- [Input material]
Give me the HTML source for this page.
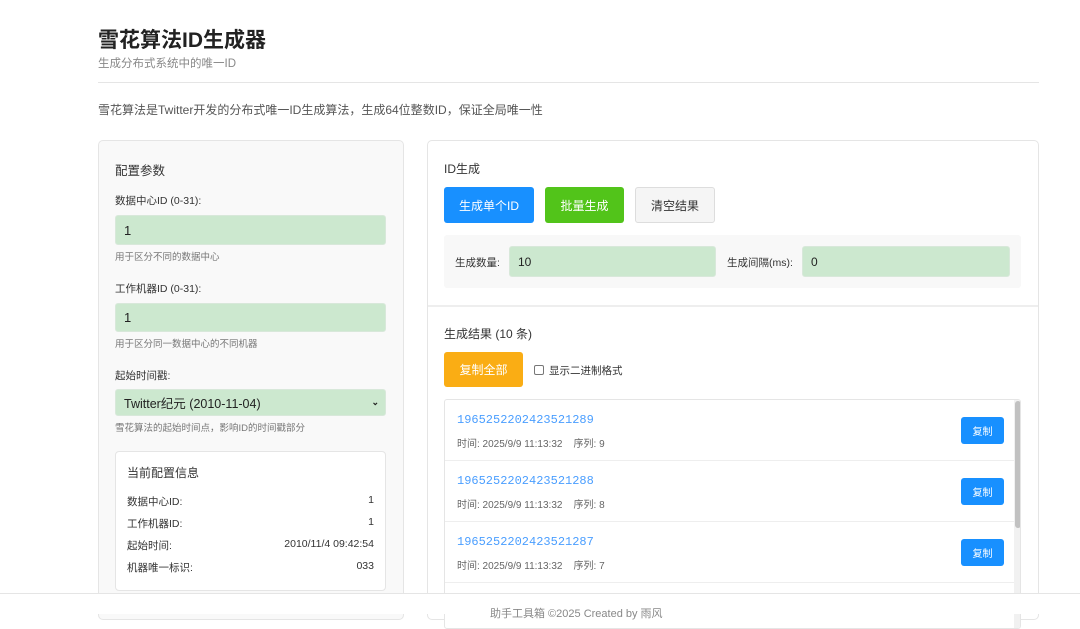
...
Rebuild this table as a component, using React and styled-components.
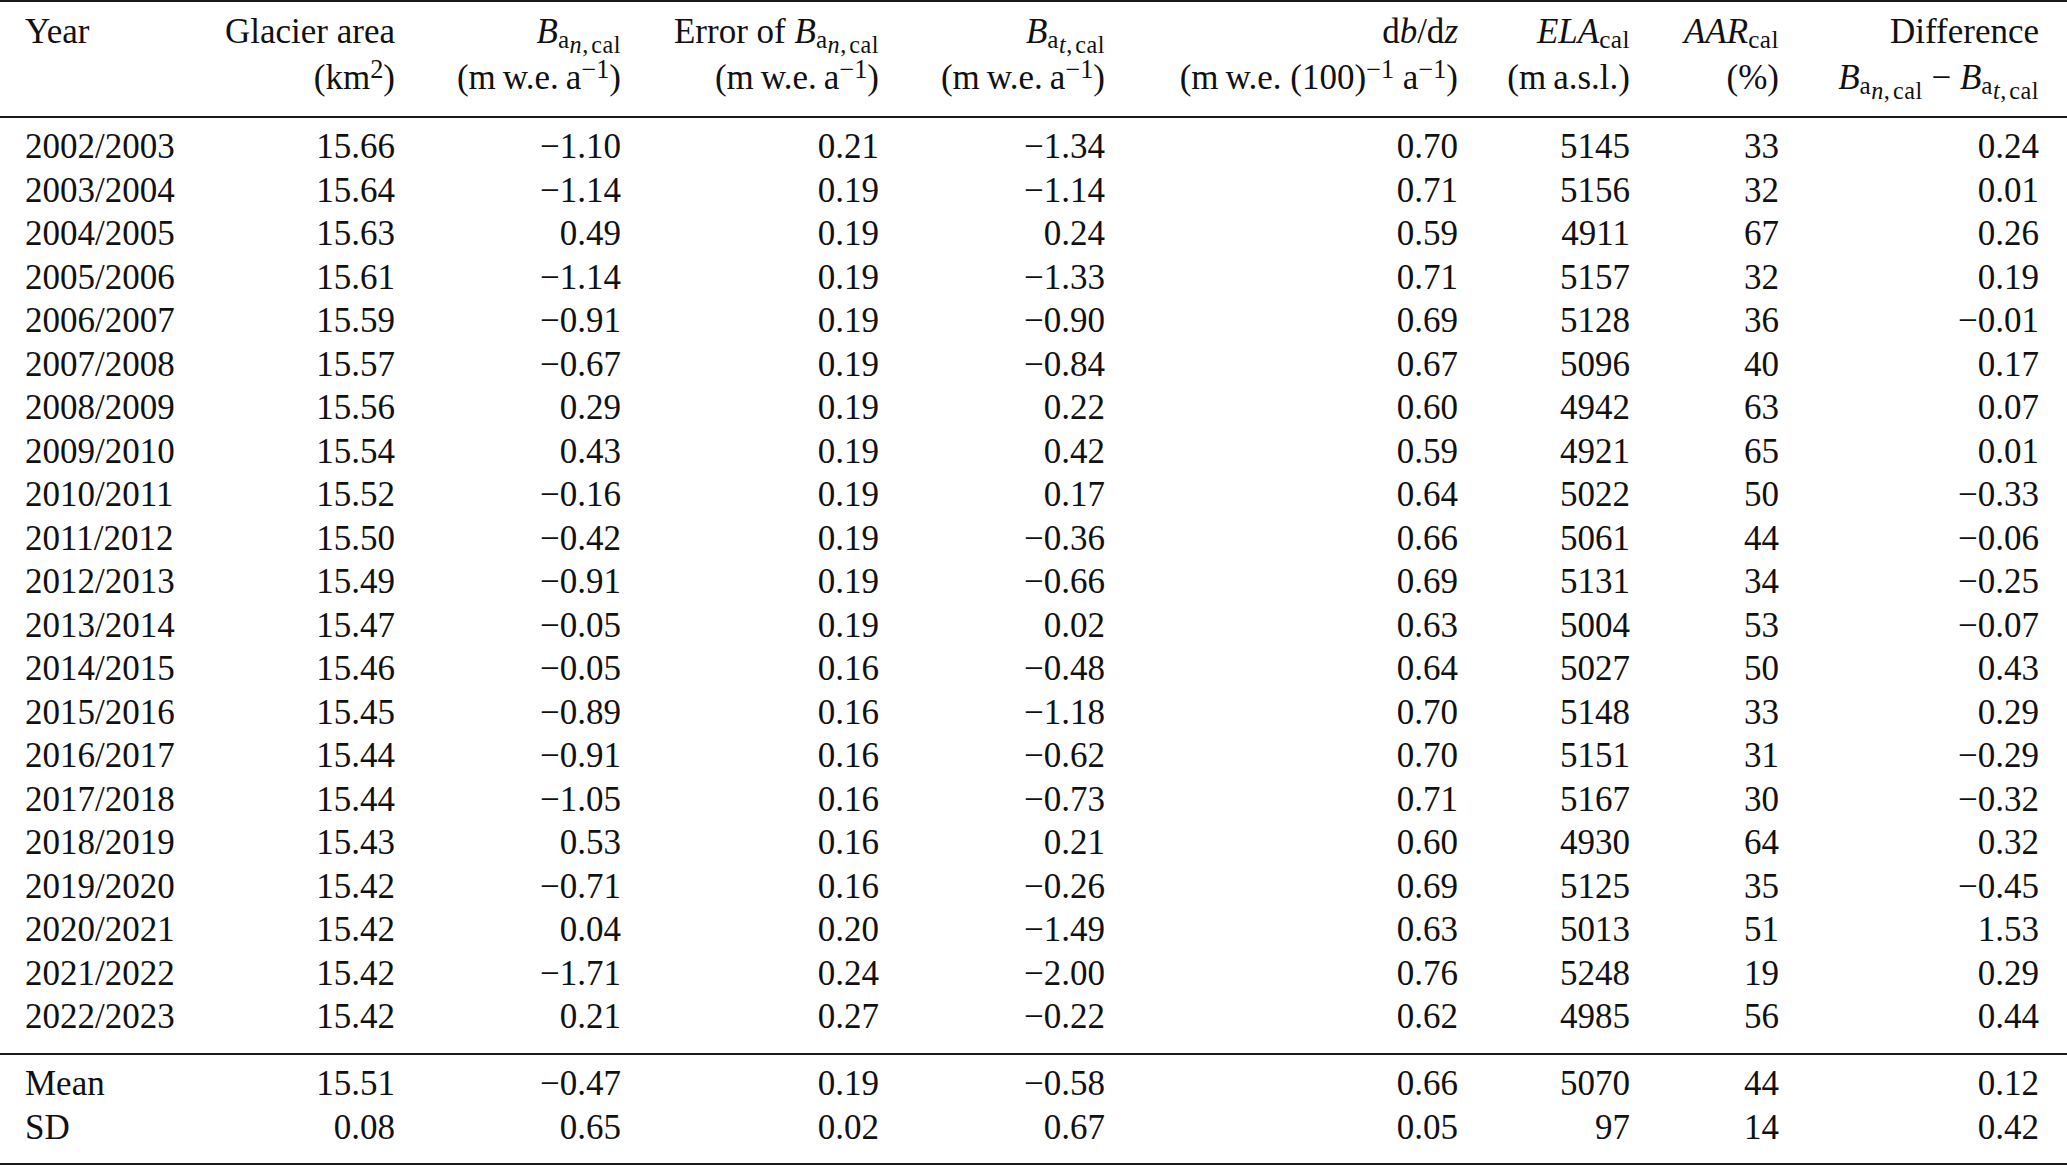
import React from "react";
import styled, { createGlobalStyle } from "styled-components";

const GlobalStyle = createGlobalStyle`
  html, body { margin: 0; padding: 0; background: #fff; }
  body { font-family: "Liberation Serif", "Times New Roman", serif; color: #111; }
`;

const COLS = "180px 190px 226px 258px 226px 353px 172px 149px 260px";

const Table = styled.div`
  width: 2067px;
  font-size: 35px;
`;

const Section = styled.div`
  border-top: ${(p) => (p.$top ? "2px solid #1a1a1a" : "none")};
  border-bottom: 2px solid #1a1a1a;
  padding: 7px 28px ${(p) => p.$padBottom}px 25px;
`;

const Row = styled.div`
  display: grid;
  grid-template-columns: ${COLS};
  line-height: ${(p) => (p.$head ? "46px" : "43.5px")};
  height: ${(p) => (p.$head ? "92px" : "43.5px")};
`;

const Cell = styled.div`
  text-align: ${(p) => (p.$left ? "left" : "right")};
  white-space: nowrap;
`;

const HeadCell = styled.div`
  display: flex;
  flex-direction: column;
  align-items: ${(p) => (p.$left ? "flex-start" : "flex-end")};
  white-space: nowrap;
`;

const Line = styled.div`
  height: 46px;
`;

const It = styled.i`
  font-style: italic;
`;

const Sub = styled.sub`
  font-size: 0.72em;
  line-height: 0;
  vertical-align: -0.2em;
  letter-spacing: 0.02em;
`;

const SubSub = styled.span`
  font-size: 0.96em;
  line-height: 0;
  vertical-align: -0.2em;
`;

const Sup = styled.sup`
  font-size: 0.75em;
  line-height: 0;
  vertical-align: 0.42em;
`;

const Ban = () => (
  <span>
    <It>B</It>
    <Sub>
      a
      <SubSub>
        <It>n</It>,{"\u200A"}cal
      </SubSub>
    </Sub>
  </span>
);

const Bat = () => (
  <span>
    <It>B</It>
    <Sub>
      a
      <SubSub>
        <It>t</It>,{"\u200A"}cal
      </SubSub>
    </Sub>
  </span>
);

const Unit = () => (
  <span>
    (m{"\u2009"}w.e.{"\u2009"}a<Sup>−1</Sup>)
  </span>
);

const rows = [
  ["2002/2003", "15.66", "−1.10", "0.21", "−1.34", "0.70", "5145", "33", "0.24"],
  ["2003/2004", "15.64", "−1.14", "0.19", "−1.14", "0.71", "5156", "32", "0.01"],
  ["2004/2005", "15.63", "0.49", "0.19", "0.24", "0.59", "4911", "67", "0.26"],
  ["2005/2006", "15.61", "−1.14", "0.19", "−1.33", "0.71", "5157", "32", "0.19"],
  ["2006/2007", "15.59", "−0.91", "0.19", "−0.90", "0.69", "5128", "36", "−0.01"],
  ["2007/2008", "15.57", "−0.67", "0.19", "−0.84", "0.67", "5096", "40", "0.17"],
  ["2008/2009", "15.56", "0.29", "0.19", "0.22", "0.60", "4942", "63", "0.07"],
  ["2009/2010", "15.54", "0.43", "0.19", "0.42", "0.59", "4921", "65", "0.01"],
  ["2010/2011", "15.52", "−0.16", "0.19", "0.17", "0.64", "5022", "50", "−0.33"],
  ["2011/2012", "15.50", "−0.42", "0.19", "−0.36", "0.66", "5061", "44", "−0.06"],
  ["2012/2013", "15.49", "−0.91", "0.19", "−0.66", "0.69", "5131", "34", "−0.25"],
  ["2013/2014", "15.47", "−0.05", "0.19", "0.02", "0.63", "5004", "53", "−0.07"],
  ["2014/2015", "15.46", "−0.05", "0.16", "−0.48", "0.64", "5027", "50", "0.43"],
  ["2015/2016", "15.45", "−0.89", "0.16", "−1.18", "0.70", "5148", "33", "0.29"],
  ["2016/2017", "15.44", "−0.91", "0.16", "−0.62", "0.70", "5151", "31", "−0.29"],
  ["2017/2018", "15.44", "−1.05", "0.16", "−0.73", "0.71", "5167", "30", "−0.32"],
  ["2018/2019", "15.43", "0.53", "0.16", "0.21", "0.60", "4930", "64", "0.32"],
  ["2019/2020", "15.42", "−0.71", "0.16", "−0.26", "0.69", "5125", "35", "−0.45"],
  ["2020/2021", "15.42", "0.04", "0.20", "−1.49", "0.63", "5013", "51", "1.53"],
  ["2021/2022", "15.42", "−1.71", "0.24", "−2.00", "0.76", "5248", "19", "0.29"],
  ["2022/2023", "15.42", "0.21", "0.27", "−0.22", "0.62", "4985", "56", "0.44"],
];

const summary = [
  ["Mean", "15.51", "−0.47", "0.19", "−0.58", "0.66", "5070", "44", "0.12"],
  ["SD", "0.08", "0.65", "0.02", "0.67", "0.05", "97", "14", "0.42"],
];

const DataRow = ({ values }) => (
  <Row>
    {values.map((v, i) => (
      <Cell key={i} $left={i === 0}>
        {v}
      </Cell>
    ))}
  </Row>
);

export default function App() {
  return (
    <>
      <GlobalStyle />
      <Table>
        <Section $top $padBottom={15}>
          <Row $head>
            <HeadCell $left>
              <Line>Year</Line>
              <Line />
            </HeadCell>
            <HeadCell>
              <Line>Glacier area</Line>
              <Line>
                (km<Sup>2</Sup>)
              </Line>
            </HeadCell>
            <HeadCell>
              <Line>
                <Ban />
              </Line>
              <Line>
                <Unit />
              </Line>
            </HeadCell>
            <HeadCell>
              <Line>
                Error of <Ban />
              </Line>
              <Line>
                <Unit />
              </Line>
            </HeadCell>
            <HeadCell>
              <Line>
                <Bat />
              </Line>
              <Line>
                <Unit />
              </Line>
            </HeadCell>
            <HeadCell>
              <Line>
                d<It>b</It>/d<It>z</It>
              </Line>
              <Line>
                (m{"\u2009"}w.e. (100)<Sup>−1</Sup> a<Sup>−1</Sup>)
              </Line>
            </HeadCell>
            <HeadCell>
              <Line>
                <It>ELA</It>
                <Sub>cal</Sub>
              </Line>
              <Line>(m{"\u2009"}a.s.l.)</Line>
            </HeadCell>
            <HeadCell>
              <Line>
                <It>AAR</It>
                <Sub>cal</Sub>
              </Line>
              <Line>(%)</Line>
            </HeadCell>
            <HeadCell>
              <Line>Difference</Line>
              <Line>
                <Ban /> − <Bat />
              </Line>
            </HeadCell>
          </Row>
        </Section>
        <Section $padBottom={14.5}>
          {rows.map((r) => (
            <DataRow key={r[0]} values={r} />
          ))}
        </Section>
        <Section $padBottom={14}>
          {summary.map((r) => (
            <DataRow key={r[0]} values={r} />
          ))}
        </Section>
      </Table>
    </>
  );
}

- [Problem details] Collect the complete line wherever the string "React" appears in the records.

- [Complete response]
Rebuild this table as a component, using React and styled-components.
import React from "react";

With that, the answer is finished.